In the data below, find every line with the string "React" and pull it out.

● ● ● ● ●

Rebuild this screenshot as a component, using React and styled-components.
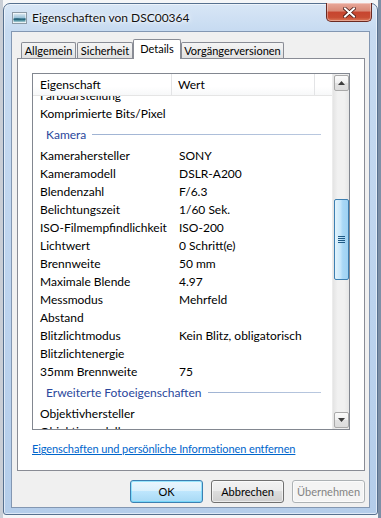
import React from 'react';
import styled, { createGlobalStyle } from 'styled-components';

const GlobalStyle = createGlobalStyle`
  html, body { margin: 0; padding: 0; }
  body {
    width: 381px; height: 518px; overflow: hidden;
    background: #eceef1;
    font-family: "Segoe UI", Lato, "Noto Sans", sans-serif;
    font-size: 12px; color: #000;
  }
  * { box-sizing: border-box; }
`;

const Desktop = styled.div`
  width: 381px; height: 518px; padding: 3px;
  display: flex;
  background: linear-gradient(to right, #c9ced6 0, #c9ced6 3px, #f5f6f8 3px, #f5f6f8 378px, #7d8fa6 378px);
`;

const Window = styled.div`
  flex: 1; display: flex; flex-direction: column;
  border: 1px solid #56708f;
  border-radius: 7px 7px 3px 3px;
  background: linear-gradient(to bottom, #d8e6f6 0, #c7dbf1 26px, #bcd3ee 60%, #b4cdea 100%);
  box-shadow: inset 0 0 0 1px rgba(255,255,255,0.55);
`;

const TitleBar = styled.div`
  height: 27px; display: flex; align-items: center;
  padding: 0 5px 0 8px;
`;

const TitleText = styled.div`
  margin-left: 5px;
  font-size: 12px;
  color: #111;
  text-shadow: 0 0 6px #fff, 0 0 3px #fff;
`;

const CloseButton = styled.div`
  align-self: flex-start; margin-left: auto; margin-top: -1px;
  width: 46px; height: 19px;
  border: 1px solid #6b2a22; border-top: none;
  border-radius: 0 0 5px 5px;
  background: linear-gradient(to bottom, #e9a99b 0, #d98a77 45%, #c7452f 50%, #c84d33 80%, #dd7a5a 100%);
  box-shadow: inset 0 0 0 1px rgba(255,255,255,0.35);
  display: flex; align-items: center; justify-content: center;
`;

const Client = styled.div`
  flex: 1; margin: 0 7px 6px 7px;
  border: 1px solid #8397b2;
  background: #f0f0f0;
  display: flex; flex-direction: column;
  padding: 7px 4px 0 5px;
`;

const TabStrip = styled.div`
  height: 19px; display: flex; align-items: flex-end;
  padding-left: 4px; position: relative; z-index: 1;
`;

const Tab = styled.div`
  width: ${p => p.$w}px;
  height: ${p => (p.$active ? 20 : 16)}px;
  margin-bottom: ${p => (p.$active ? -1 : 0)}px;
  margin-right: ${p => p.$gap || 0}px;
  border: 1px solid #898c95;
  border-bottom: none;
  border-radius: 2px 2px 0 0;
  background: ${p => (p.$active ? '#fff' : 'linear-gradient(to bottom, #f4f4f4 0, #ececec 50%, #e0e0e0 100%)')};
  display: flex; align-items: center; justify-content: center;
  padding-bottom: ${p => (p.$active ? 2 : 0)}px;
  font-size: 11px;
  white-space: nowrap;
`;

const Panel = styled.div`
  height: 413px;
  border: 1px solid #898c95;
  background: #fff;
  display: flex; flex-direction: column;
  padding: 14px 14px 0 14px;
`;

const ListView = styled.div`
  height: 357px;
  border: 1px solid #828790;
  display: flex;
`;

const ListContent = styled.div`
  flex: 1; display: flex; flex-direction: column; overflow: hidden;
`;

const Header = styled.div`
  height: 22px; display: flex; flex: none;
  background: linear-gradient(to bottom, #fff 0, #fff 60%, #f7f8f9 100%);
  border-bottom: 1px solid #e5e5e5;
`;

const HeaderCell = styled.div`
  width: ${p => (p.$w ? `${p.$w}px` : 'auto')};
  flex: ${p => (p.$w ? 'none' : '1')};
  padding-left: ${p => p.$pad || 0}px;
  border-right: ${p => (p.$last ? 'none' : '1px solid #e3e4e6')};
  display: flex; align-items: center;
`;

const Body = styled.div`
  flex: 1; overflow: hidden;
`;

const Rows = styled.div`
  margin-top: ${p => p.$offset}px;
`;

const Row = styled.div`
  height: 18px; display: flex; align-items: center;
  white-space: nowrap;
`;

const NameCell = styled.div`
  width: 146px; padding-left: 7px; flex: none;
`;

const ValueCell = styled.div`
  flex: 1;
`;

const Group = styled.div`
  height: 24px; display: flex; align-items: center;
  padding: 0 11px 0 13px; gap: 6px;
  color: #2a479c;
  white-space: nowrap;
`;

const GroupLine = styled.div`
  flex: 1; height: 1px;
  background: linear-gradient(to right, #9fb3d3, #b9c8df);
`;

const ScrollBar = styled.div`
  width: 17px; flex: none;
  display: flex; flex-direction: column; align-items: center;
  background: linear-gradient(to right, #e4e4e4 0, #f1f1f1 30%, #f1f1f1 70%, #e6e6e6 100%);
  border-left: 1px solid #ececec;
  padding: 1px 0;
`;

const ScrollButton = styled.div`
  width: 15px; height: 16px;
  border: 1px solid #a9a9a9;
  border-radius: 2px;
  background: linear-gradient(to bottom, #fbfbfb 0, #f0f0f0 50%, #e2e2e2 50%, #dcdcdc 100%);
  display: flex; align-items: center; justify-content: center;
  flex: none;
`;

const Thumb = styled.div`
  margin-top: 108px;
  width: 15px; height: 81px; flex: none;
  border: 1px solid #3c7fb1;
  border-radius: 2px;
  background: linear-gradient(to right, #e3f3fc 0, #c8e8fb 40%, #a9d8f6 60%, #9fd2f2 100%);
  display: flex; align-items: center; justify-content: center;
`;

const Spacer = styled.div`
  flex: 1;
`;

const Link = styled.a`
  margin-top: 11px;
  color: #0066cc;
  text-decoration: underline;
  font-size: 11px;
  letter-spacing: -0.1px;
  line-height: 15px;
  align-self: flex-start;
  cursor: pointer;
`;

const ButtonRow = styled.div`
  margin-top: 9px;
  display: flex; justify-content: flex-end; gap: 8px;
`;

const Button = styled.div`
  width: 73px; height: 23px;
  border-radius: 3px;
  display: flex; align-items: center; justify-content: center;
  font-size: 11px;
  border: 1px solid ${p => (p.$default ? '#3c7fb1' : p.$disabled ? '#adb2b5' : '#707070')};
  color: ${p => (p.$disabled ? '#838383' : '#000')};
  background: ${p =>
    p.$default
      ? 'linear-gradient(to bottom, #eaf6fd 0, #d9f0fc 50%, #bee6fd 50%, #a7d9f5 100%)'
      : p.$disabled
      ? '#f4f4f4'
      : 'linear-gradient(to bottom, #f2f2f2 0, #ebebeb 50%, #dddddd 50%, #cfcfcf 100%)'};
  box-shadow: ${p => (p.$default ? 'inset 0 0 0 1px #48d3fb80' : 'inset 0 0 0 1px rgba(255,255,255,0.6)')};
`;

const FileIcon = () => (
  <svg width="15" height="12" viewBox="0 0 15 12">
    <defs>
      <linearGradient id="sky" x1="0" y1="0" x2="0" y2="1">
        <stop offset="0" stopColor="#dbe9f2" />
        <stop offset="0.45" stopColor="#9cc3d9" />
        <stop offset="0.6" stopColor="#2f7088" />
        <stop offset="0.8" stopColor="#5c9aa8" />
        <stop offset="1" stopColor="#cfe3ea" />
      </linearGradient>
    </defs>
    <rect x="0.5" y="0.5" width="14" height="11" fill="#fff" stroke="#8c9aa6" />
    <rect x="1.5" y="1.5" width="12" height="9" fill="url(#sky)" />
    <path d="M1.5 7 Q5 5.5 8 6.8 T13.5 6.2 L13.5 8 L1.5 8 Z" fill="#1f5c72" opacity="0.7" />
  </svg>
);

const CloseGlyph = () => (
  <svg width="13" height="11" viewBox="0 0 13 11">
    <path d="M2 1.5 L11 9.5 M11 1.5 L2 9.5" stroke="#4a1a14" strokeWidth="3.6" strokeLinecap="square" />
    <path d="M2 1.5 L11 9.5 M11 1.5 L2 9.5" stroke="#fff" strokeWidth="2" strokeLinecap="square" />
  </svg>
);

const ArrowUp = () => (
  <svg width="7" height="4" viewBox="0 0 7 4">
    <path d="M0 4 L3.5 0 L7 4 Z" fill="#3d3d3d" />
  </svg>
);

const ArrowDown = () => (
  <svg width="7" height="4" viewBox="0 0 7 4">
    <path d="M0 0 L3.5 4 L7 0 Z" fill="#3d3d3d" />
  </svg>
);

const Grip = () => (
  <svg width="7" height="7" viewBox="0 0 7 7">
    {[0.5, 2.5, 4.5, 6.5].map(y => (
      <line key={y} x1="0" x2="7" y1={y} y2={y} stroke="#1f5a85" strokeWidth="1" />
    ))}
  </svg>
);

const items = [
  { n: 'Farbdarstellung', v: '' },
  { n: 'Komprimierte Bits/Pixel', v: '' },
  { g: 'Kamera' },
  { n: 'Kamerahersteller', v: 'SONY' },
  { n: 'Kameramodell', v: 'DSLR-A200' },
  { n: 'Blendenzahl', v: 'F/6.3' },
  { n: 'Belichtungszeit', v: '1/60 Sek.' },
  { n: 'ISO-Filmempfindlichkeit', v: 'ISO-200' },
  { n: 'Lichtwert', v: '0 Schritt(e)' },
  { n: 'Brennweite', v: '50 mm' },
  { n: 'Maximale Blende', v: '4.97' },
  { n: 'Messmodus', v: 'Mehrfeld' },
  { n: 'Abstand', v: '' },
  { n: 'Blitzlichtmodus', v: 'Kein Blitz, obligatorisch' },
  { n: 'Blitzlichtenergie', v: '' },
  { n: '35mm Brennweite', v: '75' },
  { g: 'Erweiterte Fotoeigenschaften' },
  { n: 'Objektivhersteller', v: '' },
  { n: 'Objektivmodell', v: '' },
];

const tabs = [
  { t: 'Allgemein', w: 55, gap: 1 },
  { t: 'Sicherheit', w: 56 },
  { t: 'Details', w: 48, active: true },
  { t: 'Vorgängerversionen', w: 103 },
];

export default function App() {
  return (
    <>
      <GlobalStyle />
      <Desktop>
        <Window>
          <TitleBar>
            <FileIcon />
            <TitleText>Eigenschaften von DSC00364</TitleText>
            <CloseButton><CloseGlyph /></CloseButton>
          </TitleBar>
          <Client>
            <TabStrip>
              {tabs.map(t => (
                <Tab key={t.t} $w={t.w} $gap={t.gap} $active={t.active}>{t.t}</Tab>
              ))}
            </TabStrip>
            <Panel>
              <ListView>
                <ListContent>
                  <Header>
                    <HeaderCell $w={139} $pad={7}>Eigenschaft</HeaderCell>
                    <HeaderCell $w={143} $pad={6}>Wert</HeaderCell>
                    <HeaderCell $last />
                  </Header>
                  <Body>
                    <Rows $offset={-10}>
                      {items.map((it, i) =>
                        it.g ? (
                          <Group key={i}>{it.g}<GroupLine /></Group>
                        ) : (
                          <Row key={i}>
                            <NameCell>{it.n}</NameCell>
                            <ValueCell>{it.v}</ValueCell>
                          </Row>
                        )
                      )}
                    </Rows>
                  </Body>
                </ListContent>
                <ScrollBar>
                  <ScrollButton><ArrowUp /></ScrollButton>
                  <Thumb><Grip /></Thumb>
                  <Spacer />
                  <ScrollButton><ArrowDown /></ScrollButton>
                </ScrollBar>
              </ListView>
              <Link>Eigenschaften und persönliche Informationen entfernen</Link>
            </Panel>
            <ButtonRow>
              <Button $default>OK</Button>
              <Button>Abbrechen</Button>
              <Button $disabled>Übernehmen</Button>
            </ButtonRow>
          </Client>
        </Window>
      </Desktop>
    </>
  );
}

● ● ● ● ●

Written solution ::
Rebuild this screenshot as a component, using React and styled-components.
import React from 'react';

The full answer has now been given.